Making the Cut
I need to get the chains from our chainsaws resharpened, but there’s a line at Lloyd’s counter. June is standing in front of me, a gas-powered, STIHL MS 251 CB-E with the 20” bar in her hand. June is 80 years old. Thin as a rail. Her back curves like an S, she kinda leans rather than stands, and there’s a faded tattoo on her upper ear. Her skin is tanned golden even though winter made its exodus a mere two weeks ago. “She goes out into the forest and cuts wood every day,” chuckles Lloyd. “She’s an old hippie. Full of spit and vinegar.”
I’ve got a chiropractor appointment in an hour thanks to a marathon of cutting that began with some dead trees on our property and two massive, white spruces that had snapped during the spring blizzard that the weatherman on KOTA-TV warned us about. Replenishing the woodpile is always a priority. If this year’s woodpile is looking good, then it’s time to start next year’s woodpile. Good, dry, seasoned wood burns hot and fast. Wood that hasn’t been properly dried and seasoned just smolders like a lazy cigarette. And the best way to get good, dry, seasoned wood is to cut it, chunk it, split it, and stack it so it can bake in the sun. The longer, the better.
My husband taught me how to cut trees that had fallen to the ground, but I had never cut a standing, dead tree before. I should say felled. Felled is the proper terminology according to the wise, chainsaw-wielding souls who have gone before me. The dead trees I am eyeing are pretty small. Maybe ten to twelve inches in diameter. They must have snapped ages ago thanks to a windstorm or a snow storm or an ice storm: whatever storm that howled its way through the pines that blanket the Black Hills.
I throw an old FFA beanie onto my head and pull on my Carhartt overalls, washed yesterday and already covered in sawdust. I grab two batteries for my DeWalt, half the size of June’s chainsaw, along with the chainsaw oil. “Re-oil every time you change the battery,” my hubs advised. “Otherwise, you’ll burn up the motor.”
It’s an overcast day. I set my chainsaw down on the ground and put on the least-offensive-looking safety glasses I could find and some gloves.
The dead trees stand on a hill towards the lower end of our property. Luckily, I remembered enough from physics class to know to stand behind the tree, not in front of it. The first one I’m going to cut is a spindly little gray twig that’s about twelve feet tall and five inches in diameter. It looks like it’s got a bad case of scoliosis. I pop a 6-amp battery into the DeWALT and bend low to the ground.
Rrrrrrreeeeeeeeeee.
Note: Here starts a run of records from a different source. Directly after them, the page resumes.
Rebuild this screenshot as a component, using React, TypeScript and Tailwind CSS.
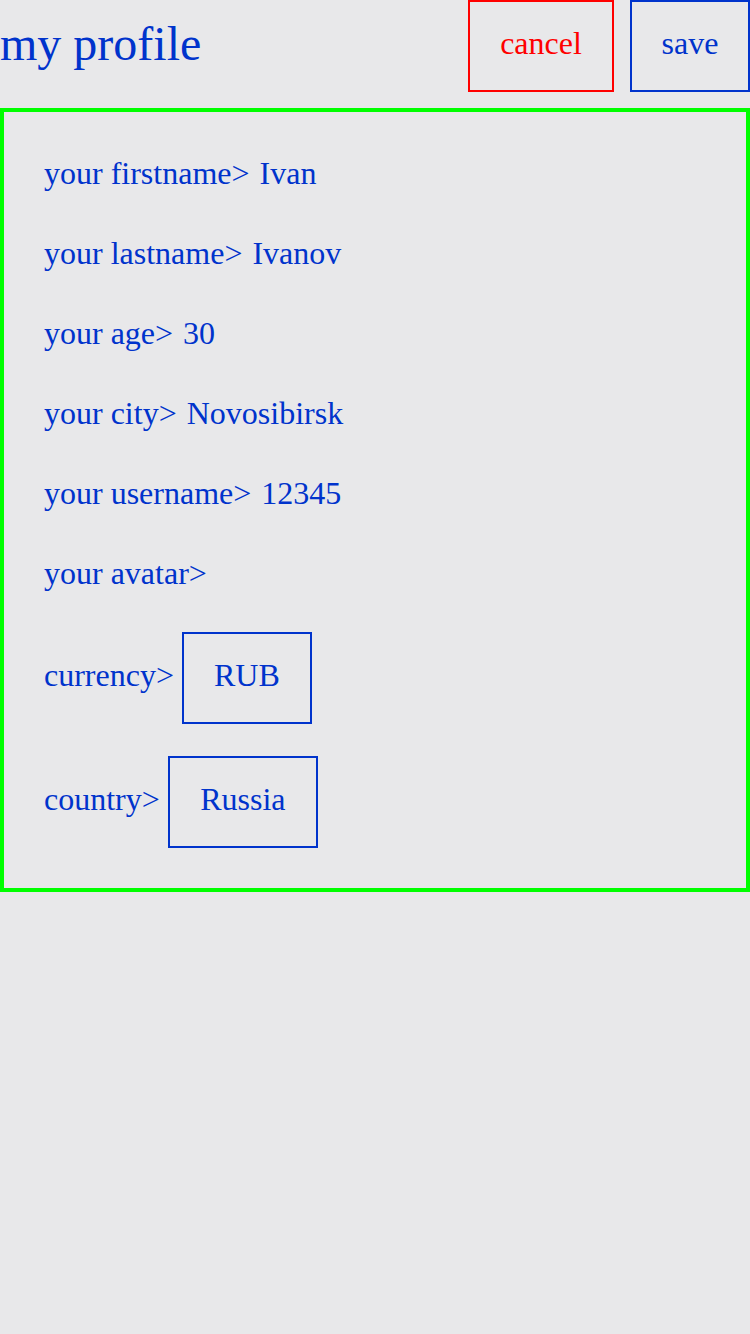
import React from "react";

const serif = { fontFamily: '"Liberation Serif", "Times New Roman", serif' };

export default function App() {
  const rows: [string, string][] = [
    ["your firstname>", "Ivan"],
    ["your lastname>", "Ivanov"],
    ["your age>", "30"],
    ["your city>", "Novosibirsk"],
    ["your username>", "12345"],
    ["your avatar>", ""],
  ];
  return (
    <div className="min-h-[1334px] w-[750px] bg-[#e8e8ea] text-[#0033cc]" style={serif}>
      <header className="flex h-[92px] items-center">
        <h1 className="flex-1 pb-[4px] text-[48px] leading-none">my profile</h1>
        <button className="ml-[1px] flex h-[92px] w-[146px] items-center justify-center border-2 border-[#ff0000] pb-[6px] text-[32px] text-[#ff0000]">
          cancel
        </button>
        <button className="ml-4 flex h-[92px] w-[120px] items-center justify-center border-2 border-[#0033cc] pb-[6px] text-[32px] text-[#0033cc]">
          save
        </button>
      </header>
      <section className="mt-4 border-4 border-[#00ff00] pl-10 pt-[21px] pb-10 text-[32px]">
        {rows.map(([label, value]) => (
          <div key={label} className="flex h-[80px] items-center">
            <span>{label}</span>
            {value ? <span className="ml-[10px]">{value}</span> : null}
          </div>
        ))}
        <div className="mt-[19px] flex h-[92px] items-center">
          <span className="pb-[6px]">currency&gt;</span>
          <div className="ml-2 flex h-[92px] items-center border-2 border-[#0033cc] px-[30px] pb-[6px]">RUB</div>
        </div>
        <div className="mt-8 flex h-[92px] items-center">
          <span className="pb-[6px]">country&gt;</span>
          <div className="ml-2 flex h-[92px] w-[150px] items-center justify-center border-2 border-[#0033cc] pb-[6px]">Russia</div>
        </div>
      </section>
    </div>
  );
}
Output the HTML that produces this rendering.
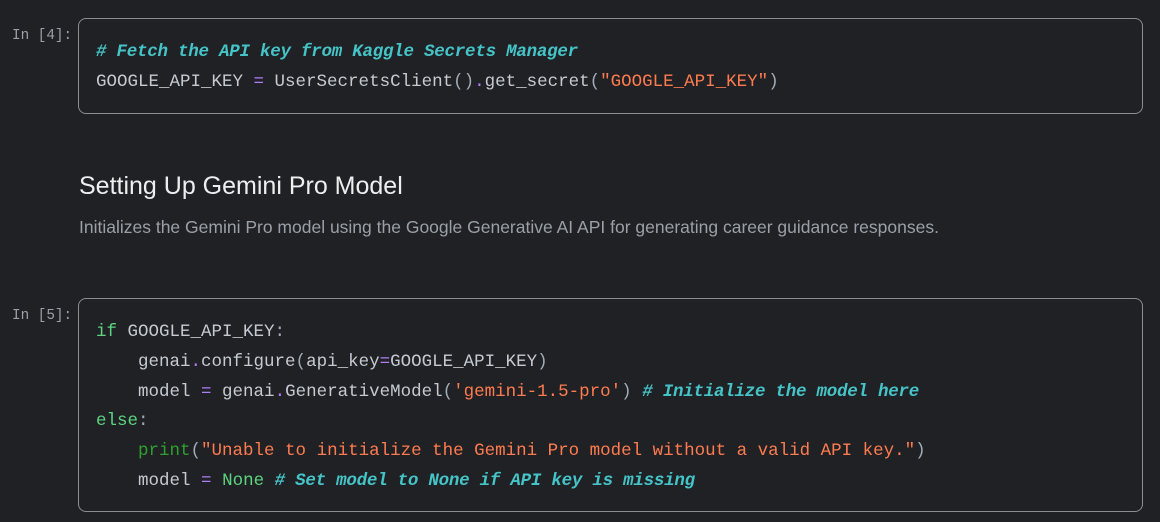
<!DOCTYPE html>
<html><head><style>
body{margin:0;background:#202124;width:1160px;height:522px;overflow:hidden;font-family:"Liberation Sans",sans-serif;position:relative}
.p{position:absolute;left:12px;font-family:"Liberation Mono",monospace;font-size:14.3px;color:#9aa0a6}
.box{position:absolute;left:78px;width:1065px;border:1px solid #8a8d91;border-radius:8px;box-sizing:border-box}
pre{margin:0;position:absolute;left:17px;font-family:"Liberation Mono",monospace;font-size:17.5px;line-height:29.8px;color:#c5cad0}
.c{color:#45c4c8;font-style:italic;font-weight:bold;letter-spacing:-0.25px}
.o{color:#b07cf7}
.s{color:#ff7b4f}
.k{color:#5cd480}
.b{color:#2ea02e}
.q{color:#a0abb8}
h2{position:absolute;left:79px;top:172px;margin:0;font-weight:normal;font-size:25px;color:#eceef0}
.d{position:absolute;left:79px;top:217px;font-size:17.5px;color:#9aa0a6}
</style></head><body>
<div class="p" style="top:28px">In [4]:</div>
<div class="box" style="top:18px;height:96px">
<pre style="top:19px"><span class="c"># Fetch the API key from Kaggle Secrets Manager</span>
GOOGLE_API_KEY <span class="o">=</span> UserSecretsClient<span class="q">()</span><span class="o">.</span>get_secret<span class="q">(</span><span class="s">"GOOGLE_API_KEY"</span><span class="q">)</span></pre>
</div>
<h2>Setting Up Gemini Pro Model</h2>
<div class="d">Initializes the Gemini Pro model using the Google Generative AI API for generating career guidance responses.</div>
<div class="p" style="top:308px">In [5]:</div>
<div class="box" style="top:298px;height:214px">
<pre style="top:19px;left:17px"><span class="k">if</span> GOOGLE_API_KEY<span class="q">:</span>
    genai<span class="o">.</span>configure<span class="q">(</span>api_key<span class="o">=</span>GOOGLE_API_KEY<span class="q">)</span>
    model <span class="o">=</span> genai<span class="o">.</span>GenerativeModel<span class="q">(</span><span class="s">'gemini-1.5-pro'</span><span class="q">)</span> <span class="c"># Initialize the model here</span>
<span class="k">else</span><span class="q">:</span>
    <span class="b">print</span><span class="q">(</span><span class="s">"Unable to initialize the Gemini Pro model without a valid API key."</span><span class="q">)</span>
    model <span class="o">=</span> <span class="k">None</span> <span class="c"># Set model to None if API key is missing</span></pre>
</div>
</body></html>
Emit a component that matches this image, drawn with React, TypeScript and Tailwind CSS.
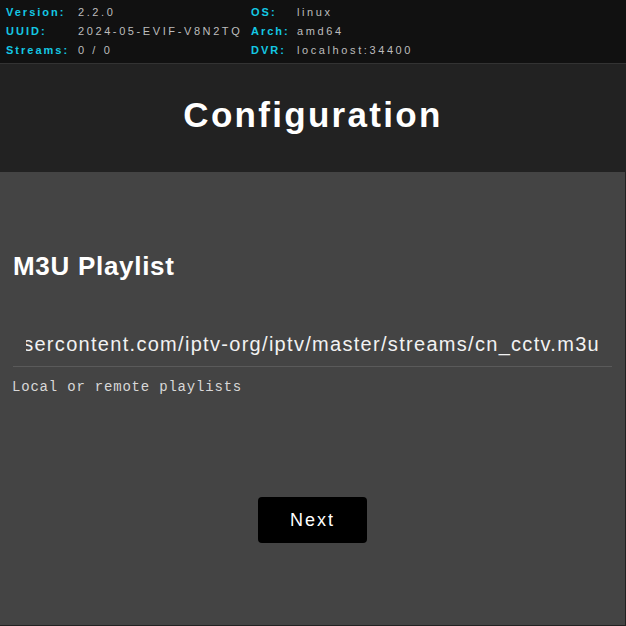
import React from "react";

const rows: [string, string, string, string][] = [
  ["Version:", "2.2.0", "OS:", "linux"],
  ["UUID:", "2024-05-EVIF-V8N2TQ", "Arch:", "amd64"],
  ["Streams:", "0 / 0", "DVR:", "localhost:34400"],
];

export default function App() {
  return (
    <div className="w-[626px] h-[626px] bg-[#222] overflow-hidden" style={{ fontFamily: '"Liberation Sans", Arial, sans-serif' }}>
      <div className="h-[64px] bg-[#111] border-b border-[#333] pt-[3px] pl-[6px]">
        {rows.map((r, i) => (
          <div key={i} className="grid grid-cols-[72px_173px_46px_1fr] h-[19px] items-center text-[11px] leading-none">
            <span className="font-bold text-[#14c8e4] tracking-[2px]">{r[0]}</span>
            <span className="text-[#bdbdbd] tracking-[2.6px]">{r[1]}</span>
            <span className="font-bold text-[#14c8e4] tracking-[2px]">{r[2]}</span>
            <span className="text-[#bdbdbd] tracking-[2.6px]">{r[3]}</span>
          </div>
        ))}
      </div>
      <div className="h-[108px] flex items-center justify-center pb-[7px]">
        <h1 className="text-[35px] font-bold text-white tracking-[2.3px] leading-none">Configuration</h1>
      </div>
      <div className="w-[625px] h-[453px] bg-[#444] px-[13px] flex flex-col">
        <h2 className="mt-[80px] h-[28px] leading-[28px] text-[26px] font-bold text-white tracking-[0.7px]">M3U Playlist</h2>
        <div className="mt-[42px] h-[45px] border-b border-[#5a5a5a] pl-[13px] pr-[12px] flex items-center">
          <div className="flex-1 flex justify-end overflow-hidden">
            <span className="whitespace-nowrap text-[20px] text-[#f2f2f2] tracking-[1.3px]">
              https://raw.githubusercontent.com/iptv-org/iptv/master/streams/cn_cctv.m3u
            </span>
          </div>
        </div>
        <p className="mt-[10px] -ml-px text-[14px] leading-[20px] text-[#d8d8d8] tracking-[0.8px]" style={{ fontFamily: '"Liberation Mono", monospace' }}>
          Local or remote playlists
        </p>
        <div className="mt-[100px] flex justify-center">
          <button className="w-[109px] h-[46px] bg-black rounded-[4px] text-white text-[18px] tracking-[2px]">Next</button>
        </div>
      </div>
    </div>
  );
}
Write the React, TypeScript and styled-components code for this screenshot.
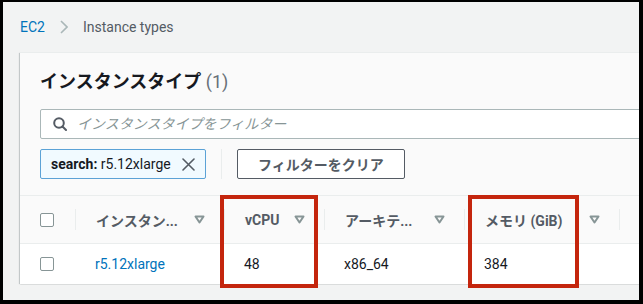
import React from "react";
import styled, { createGlobalStyle } from "styled-components";

const GlobalStyle = createGlobalStyle`
  html, body {
    margin: 0;
    padding: 0;
    background: #000;
  }
  * {
    box-sizing: border-box;
  }
`;

const FONT = `Roboto, "Noto Sans CJK JP", sans-serif`;

interface Column {
  key: string;
  title: string;
}

// header labels as they appear truncated in the narrow columns
const columns: Column[] = [
  { key: "name", title: "インスタン..." },
  { key: "vcpu", title: "vCPU" },
  { key: "arch", title: "アーキテ..." },
  { key: "memory", title: "メモリ (GiB)" },
];

const row = {
  name: "r5.12xlarge",
  vcpu: "48",
  arch: "x86_64",
  memory: "384",
};

const SortIcon = () => (
  <svg width="11" height="9" viewBox="0 0 11 9">
    <polygon
      points="1.5,1.5 9.5,1.5 5.5,7.5"
      fill="none"
      stroke="#879596"
      strokeWidth="2"
      strokeLinejoin="round"
    />
  </svg>
);

const SearchIcon = () => (
  <svg width="14" height="14" viewBox="0 0 14 14">
    <circle cx="6" cy="6" r="4.8" fill="none" stroke="#545b64" strokeWidth="2" />
    <line x1="9.5" y1="9.5" x2="13" y2="13" stroke="#545b64" strokeWidth="2" strokeLinecap="round" />
  </svg>
);

const CloseIcon = () => (
  <svg width="13" height="13" viewBox="0 0 13 13">
    <path d="M1 1 L12 12 M12 1 L1 12" stroke="#545b64" strokeWidth="1.6" strokeLinecap="round" />
  </svg>
);

const Chevron = () => (
  <svg width="8" height="14" viewBox="0 0 8 14">
    <path d="M1 1 L7 7 L1 13" fill="none" stroke="#aab7b8" strokeWidth="1.6" />
  </svg>
);

export default function App() {
  return (
    <>
      <GlobalStyle />
      <Frame>
        <Breadcrumbs>
          <Crumb $link>EC2</Crumb>
          <Chevron />
          <Crumb>Instance types</Crumb>
        </Breadcrumbs>

        <Card>
          <CardHeader>
            <Title>
              インスタンスタイプ <Count>(1)</Count>
            </Title>
            <SearchBox>
              <SearchIcon />
              <SearchInput placeholder="インスタンスタイプをフィルター" />
            </SearchBox>
            <TokenRow>
              <Token>
                <TokenText>
                  <b>search:</b> r5.12xlarge
                </TokenText>
                <CloseIcon />
              </Token>
              <VDivider />
              <Button>フィルターをクリア</Button>
            </TokenRow>
          </CardHeader>

          <TableWrap>
            <Grid>
              <HeadCell $first>
                <Checkbox />
              </HeadCell>
              {columns.map((c) => (
                <HeadCell key={c.key}>
                  <HeadLabel>{c.title}</HeadLabel>
                  <SortIcon />
                </HeadCell>
              ))}
              <HeadCell />

              <BodyCell>
                <Checkbox />
              </BodyCell>
              <BodyCell>
                <Link>{row.name}</Link>
              </BodyCell>
              <BodyCell>{row.vcpu}</BodyCell>
              <BodyCell>{row.arch}</BodyCell>
              <BodyCell>{row.memory}</BodyCell>
              <BodyCell />
            </Grid>

            <Highlight style={{ left: 200, width: 98 }} />
            <Highlight style={{ left: 448, width: 111 }} />
          </TableWrap>
        </Card>
      </Frame>
    </>
  );
}

const Frame = styled.div`
  margin: 2px 4px 4px 3px;
  height: 298px;
  background: #f2f3f3;
  overflow: hidden;
  padding: 15px 0 0 17px;
  font-family: ${FONT};
`;

const Breadcrumbs = styled.div`
  display: flex;
  align-items: center;
  gap: 15px;
  height: 20px;
  font-size: 14px;
`;

const Crumb = styled.span<{ $link?: boolean }>`
  color: ${(p) => (p.$link ? "#0073bb" : "#545b64")};
  line-height: 20px;
`;

const Card = styled.div`
  margin-top: 15px;
  width: 700px;
  height: 231px;
  background: #fafafa;
  box-shadow: 0 1px 1px 0 rgba(0, 28, 36, 0.3), 1px 1px 1px 0 rgba(0, 28, 36, 0.15),
    -1px 1px 1px 0 rgba(0, 28, 36, 0.15);
  border-top: 1px solid #eaeded;
  display: flex;
  flex-direction: column;
`;

const CardHeader = styled.div`
  padding: 18px 20px 16px 20px;
  display: flex;
  flex-direction: column;
`;

const Title = styled.h2`
  margin: 0;
  font-size: 18px;
  line-height: 22px;
  font-weight: 700;
  color: #16191f;
`;

const Count = styled.span`
  font-weight: 400;
  color: #687078;
`;

const SearchBox = styled.label`
  margin-top: 16px;
  height: 30px;
  display: flex;
  align-items: center;
  gap: 10px;
  padding-left: 12px;
  background: #fff;
  border: 1px solid #aab7b8;
  border-radius: 2px;
`;

const SearchInput = styled.input`
  flex: 1;
  border: none;
  outline: none;
  background: transparent;
  font-family: ${FONT};
  font-size: 14px;
  padding: 0;

  &::placeholder {
    color: #879596;
    font-style: italic;
  }
`;

const TokenRow = styled.div`
  margin-top: 10px;
  display: flex;
  align-items: center;
`;

const Token = styled.div`
  height: 30px;
  width: 166px;
  display: flex;
  align-items: center;
  justify-content: space-between;
  padding: 0 10px;
  background: #f1faff;
  border: 1px solid #5ba2d6;
  border-radius: 2px;
`;

const TokenText = styled.span`
  font-size: 14px;
  color: #16191f;

  b {
    font-weight: 700;
  }
`;

const VDivider = styled.div`
  width: 1px;
  height: 30px;
  background: #eaeded;
  margin: 0 15px;
`;

const Button = styled.button`
  height: 30px;
  padding: 0 20px;
  background: #fff;
  border: 1px solid #545b64;
  border-radius: 2px;
  font-family: ${FONT};
  font-size: 14px;
  font-weight: 700;
  color: #545b64;
`;

const TableWrap = styled.div`
  position: relative;
`;

const Grid = styled.div`
  display: grid;
  grid-template-columns: 55px 149px 100px 140px 155px 1fr;
  grid-template-rows: 49px 40px;
  font-size: 14px;
`;

const HeadCell = styled.div<{ $first?: boolean }>`
  position: relative;
  display: flex;
  align-items: center;
  justify-content: space-between;
  gap: 8px;
  padding: ${(p) => (p.$first ? "0 0 0 20px" : "0 19px 0 21px")};
  border-top: 1px solid #eaeded;
  border-bottom: 1px solid #eaeded;
  background: #fafafa;
  font-weight: 700;
  color: #545b64;

  &::before {
    content: "";
    display: ${(p) => (p.$first ? "none" : "block")};
    position: absolute;
    left: 0;
    top: 13px;
    bottom: 13px;
    width: 1px;
    background: #eaeded;
  }
`;

const HeadLabel = styled.span`
  white-space: nowrap;
`;

const BodyCell = styled.div`
  display: flex;
  align-items: center;
  padding-left: 20px;
  background: #fff;
  color: #16191f;
`;

const Checkbox = styled.span`
  display: block;
  width: 14px;
  height: 14px;
  border: 1.5px solid #879596;
  border-radius: 2px;
  background: #fff;
`;

const Link = styled.a`
  color: #0073bb;
  text-decoration: none;
`;

const Highlight = styled.div`
  position: absolute;
  top: 0;
  height: 93px;
  border: 4px solid #c4250d;
  pointer-events: none;
`;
Within seconds, the tree begins to pitch forward, slowly falling to the ground a low, hollow, unimpressively weak thump.
The next tree has more girth. Now we’re talking. Ten or so inches in diameter; maybe twenty feet tall. It feels thick. I’m about to put my blade to it when I see something out of the corner of my eye. Wild turkeys. Just two of the usual seven that come by daily to scratch the dirt under the birdfeeder for discarded sunflower seeds. They cluck and gobble, unimpressed with the whir of my battery-operated chainsaw. Rrrrrrreeeeeeeeeeee.
The blade chews its way through most of the stump when I see gravity starting to take over. I place my hand against the bark and nudge its descent back to earth. “Timber!” I yell as it crashes to the ground with a satisfying crescendo of snapping branches. For the next ten minutes, I contort and bend and twist to cut off all the dead branches before cutting the fallen tree into smaller chunks that I will chuck into the back of the truck. They are surprisingly heavy, given how dead this tree is, and it’s a long walk to the truck when you’re lugging two chunks over uneven terrain.
I bring two more dead trees to the ground. Chuck one chunk after another into the back of the truck to be split and stacked later. My back hurts. My knees hurt. My neck hurts. My hands hurt. Everything hurts. I can tell I need a break because I’m starting to get mad at the woodpile.
Stupid woodpile! Having a good hair day? Gotta cut wood for the woodpile. Wanna have a date night with your husband? Gotta cut wood for the woodpile. Woodpile, woodpile… always, the woodpile! But despite my irritation with the woodpile, the ibuprofen, ice pack, heating pad, and chiropractor I’ll need later, I know I will be oddly drawn back to this intense, physical labor that has become part of our lives. The bend, kneel, cut, pull, stoop, cut, chunk, tote, heave. By the time I take our chains to Lloyd to be resharpened a few days later, I’m already starting to miss tending to our woodpiles.
I also think about June, somewhere out there in the National Forest, a gas-powered, STIHL MS 251 CB-E chainsaw in her hand, her back curved like an S. I think about her a lot, actually. I used to aspire to own a big, walk-in closet and a lot of shoes. Now I just hope I’m as cool as June when I’m eighty.